What the exercise asks. Repeat the listing that follows, character for character, minus the pictures.
=== Recorded information ===
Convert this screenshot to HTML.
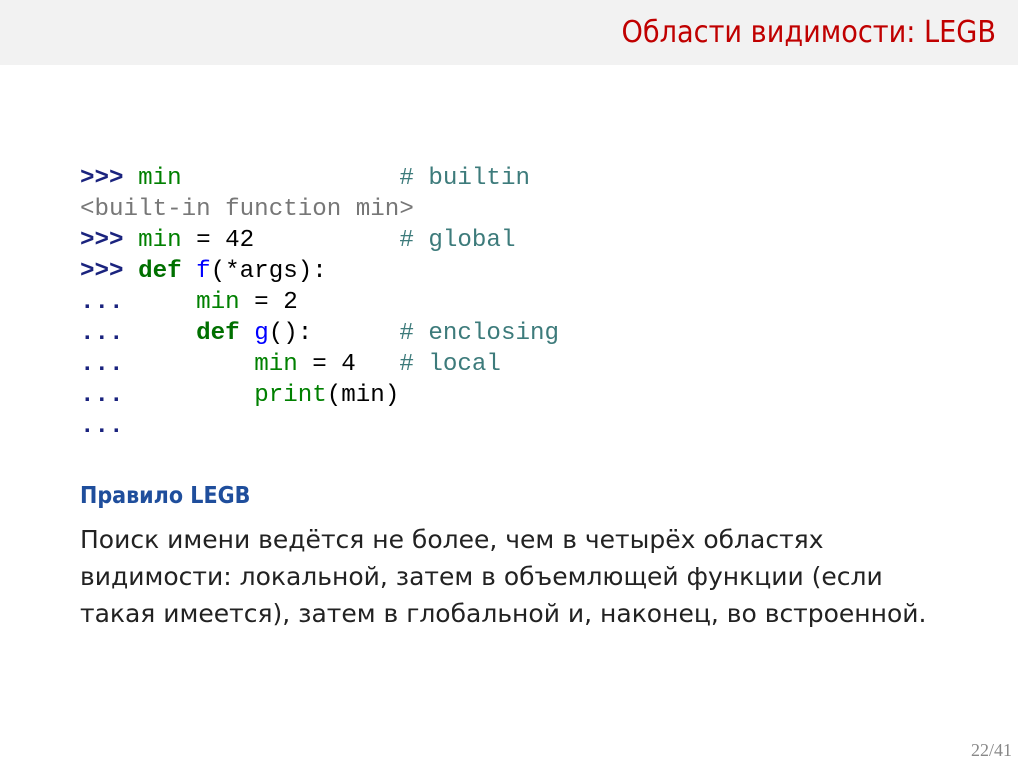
<!DOCTYPE html>
<html><head><meta charset="utf-8"><style>
body{margin:0;width:1024px;height:767px;background:#fff;position:relative;overflow:hidden;font-family:"Liberation Sans","DejaVu Sans",sans-serif}
.hdr{position:absolute;left:0;top:0;width:1018px;height:65px;background:#f2f2f2}
.hdr span{position:absolute;right:22px;top:15px;color:#c00000;font-size:30.2px;font-family:"DejaVu Sans Condensed","Liberation Sans Narrow","Liberation Sans",sans-serif}
pre{position:absolute;left:80px;top:163px;margin:0;font-family:"Liberation Mono",monospace;font-size:24.2px;line-height:31px;color:#000}
.p{color:#1a237e;font-weight:bold}.g{color:#008000}.k{color:#007000;font-weight:bold}.o{color:#777}.c{color:#3d7b7b}.f{color:#0000ff}
h3{position:absolute;left:80px;top:483px;margin:0;color:#1f4e9c;font-size:23px;font-weight:bold;font-family:"DejaVu Sans Condensed","Liberation Sans",sans-serif}
.t{position:absolute;left:80px;top:521px;width:940px;font-size:25px;line-height:37px;color:#222;font-family:"DejaVu Sans","Liberation Sans",sans-serif}
.n{position:absolute;right:12px;top:740px;color:#888;font-size:18px;font-family:"Liberation Serif",serif}
</style></head><body>
<div class="hdr"><span>Области видимости: LEGB</span></div>
<pre><span class="p">&gt;&gt;&gt;</span> <span class="g">min</span>               <span class="c"># builtin</span>
<span class="o">&lt;built-in function min&gt;</span>
<span class="p">&gt;&gt;&gt;</span> <span class="g">min</span> = 42          <span class="c"># global</span>
<span class="p">&gt;&gt;&gt;</span> <span class="k">def</span> <span class="f">f</span>(*args):
<span class="p">...</span>     <span class="g">min</span> = 2
<span class="p">...</span>     <span class="k">def</span> <span class="f">g</span>():      <span class="c"># enclosing</span>
<span class="p">...</span>         <span class="g">min</span> = 4   <span class="c"># local</span>
<span class="p">...</span>         <span class="g">print</span>(min)
<span class="p">...</span></pre>
<h3>Правило LEGB</h3>
<div class="t">Поиск имени ведётся не более, чем в четырёх областях<br>видимости: локальной, затем в объемлющей функции (если<br>такая имеется), затем в глобальной и, наконец, во встроенной.</div>
<div class="n">22/41</div>
</body></html>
===
Full solution.
Convert this screenshot to HTML.
<!DOCTYPE html>
<html><head><meta charset="utf-8"><style>
body{margin:0;width:1024px;height:767px;background:#fff;position:relative;overflow:hidden;font-family:"Liberation Sans","DejaVu Sans",sans-serif}
.hdr{position:absolute;left:0;top:0;width:1018px;height:65px;background:#f2f2f2}
.hdr span{position:absolute;right:22px;top:15px;color:#c00000;font-size:30.2px;font-family:"DejaVu Sans Condensed","Liberation Sans Narrow","Liberation Sans",sans-serif}
pre{position:absolute;left:80px;top:163px;margin:0;font-family:"Liberation Mono",monospace;font-size:24.2px;line-height:31px;color:#000}
.p{color:#1a237e;font-weight:bold}.g{color:#008000}.k{color:#007000;font-weight:bold}.o{color:#777}.c{color:#3d7b7b}.f{color:#0000ff}
h3{position:absolute;left:80px;top:483px;margin:0;color:#1f4e9c;font-size:23px;font-weight:bold;font-family:"DejaVu Sans Condensed","Liberation Sans",sans-serif}
.t{position:absolute;left:80px;top:521px;width:940px;font-size:25px;line-height:37px;color:#222;font-family:"DejaVu Sans","Liberation Sans",sans-serif}
.n{position:absolute;right:12px;top:740px;color:#888;font-size:18px;font-family:"Liberation Serif",serif}
</style></head><body>
<div class="hdr"><span>Области видимости: LEGB</span></div>
<pre><span class="p">&gt;&gt;&gt;</span> <span class="g">min</span>               <span class="c"># builtin</span>
<span class="o">&lt;built-in function min&gt;</span>
<span class="p">&gt;&gt;&gt;</span> <span class="g">min</span> = 42          <span class="c"># global</span>
<span class="p">&gt;&gt;&gt;</span> <span class="k">def</span> <span class="f">f</span>(*args):
<span class="p">...</span>     <span class="g">min</span> = 2
<span class="p">...</span>     <span class="k">def</span> <span class="f">g</span>():      <span class="c"># enclosing</span>
<span class="p">...</span>         <span class="g">min</span> = 4   <span class="c"># local</span>
<span class="p">...</span>         <span class="g">print</span>(min)
<span class="p">...</span></pre>
<h3>Правило LEGB</h3>
<div class="t">Поиск имени ведётся не более, чем в четырёх областях<br>видимости: локальной, затем в объемлющей функции (если<br>такая имеется), затем в глобальной и, наконец, во встроенной.</div>
<div class="n">22/41</div>
</body></html>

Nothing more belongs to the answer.